Courtesy/By: Siddharth Kate | 2020-07-23 18:04     Views : 239

Public sector banks (PSBs) are planning on creating capital buffers to absorb likely NPSs at the end of the 6 month loan moratorium. Private sector banks had earlier decided to raise capitals and public sector banks seem to following them by doing the same. As of now, the odds of PSBs getting adequate capital from the financially strained government seem very less. Reserve Bank of India (RBI) being the bank regulator, has already asked commercial banks to raise capital buffers in view of Covid-19 pandemic related issues.


The State Bank of India (SBI), which happens to be the largest bank in the country, had indicated earlier that it had no plans to raise capital has now come up with a proposal to raise a total of Rs. 25,000 crore worth capital. Banks such as IBDI, Canara Bank and Central Bank of India have devised plans to raise Rs. 11,000 crores, Rs. 5,000 crores and Rs. 5,000 crores respectively. Whereas banks such as Punjab National Bank (PNB), which have sufficient capital with an adequate capital ratio plan on raising capital at the end of the year.

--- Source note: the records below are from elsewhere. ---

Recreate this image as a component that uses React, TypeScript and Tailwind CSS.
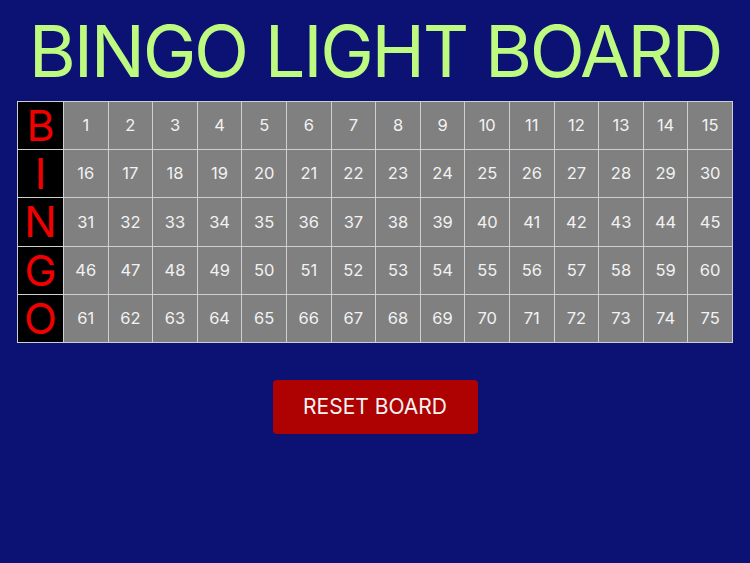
const LETTERS = ["B", "I", "N", "G", "O"];

export default function App() {
  return (
    <div
      className="flex h-[563px] w-[750px] flex-col items-center bg-[#0b1273]"
      style={{ fontFamily: "Inter, 'Liberation Sans', sans-serif" }}
    >
      <h1 className="pt-[15px] text-[72px] leading-none font-normal tracking-[-2.3px] text-[#bffa80]">
        BINGO LIGHT BOARD
      </h1>

      <div className="mt-[14px] grid h-[242px] w-[716px] grid-cols-[45px_repeat(15,1fr)] grid-rows-5 gap-px border border-[#cfcfcf] bg-[#cfcfcf]">
        {LETTERS.map((letter, row) => (
          <Row key={letter} letter={letter} row={row} />
        ))}
      </div>

      <button
        type="button"
        className="mt-[37px] h-[54px] w-[205px] rounded-[4px] bg-[#ae0202] text-[21px] text-[#f4f4f4]"
      >
        RESET BOARD
      </button>
    </div>
  );
}

function Row({ letter, row }: { letter: string; row: number }) {
  return (
    <>
      <div className="flex items-center justify-center bg-black text-[43px] leading-none text-[#f00000]">
        {letter}
      </div>
      {Array.from({ length: 15 }, (_, i) => (
        <div
          key={i}
          className="flex items-center justify-center bg-[#808080] text-[16.5px] text-[#f2f2f2]"
        >
          {row * 15 + i + 1}
        </div>
      ))}
    </>
  );
}
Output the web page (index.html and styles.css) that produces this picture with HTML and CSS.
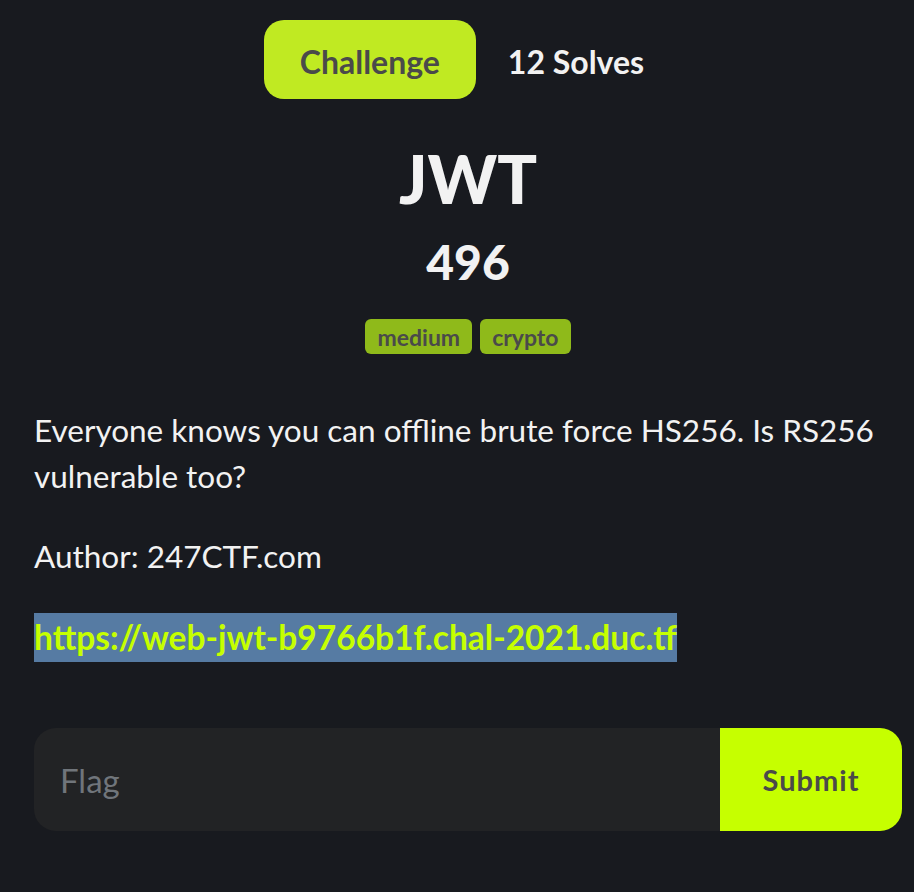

Unlike private sector banks, PSBs will not be successful at raising capital at a good price of equity and at a good rate of debt capital from the market as the valuation of PSBs are very low in the stock market as of now as compared to private sector banks. Private Sector Banks have 3-4 times the valuation of PSBs and thus it will be difficult for PSBs to raise capital like the private sector did. Most PSBs are dependent on the Government for providing capital, but because the Government itself is struggling to raise moneys, it may not be as helpful to the PSBs as always. The Government has managed to create a capital of Rs. 3.1 lakh crore in the last 5 years for the PSBs. The Government in recent past has used recapitalization bond to raise capital like it did in 2017 to raise 2.11 lakh crore capital.


However, the RBI Governor had said that recapitalization plan was a necessary for PSBs and private sector banks in the current situation and the Government must act quickly to implement the same. The capital adequacy ratio might be sufficiently comforting as of now; it won’t be when the 6 month loan moratorium comes to an end. Currently, 40% of banks’ loan is under moratorium. And since the GDP is constantly falling daily, the pressure on the corporate sector will mount rapidly and the brunt of which will be faced by the banks. Thus the Government must act quickly to raise capital so to safeguard the banks later.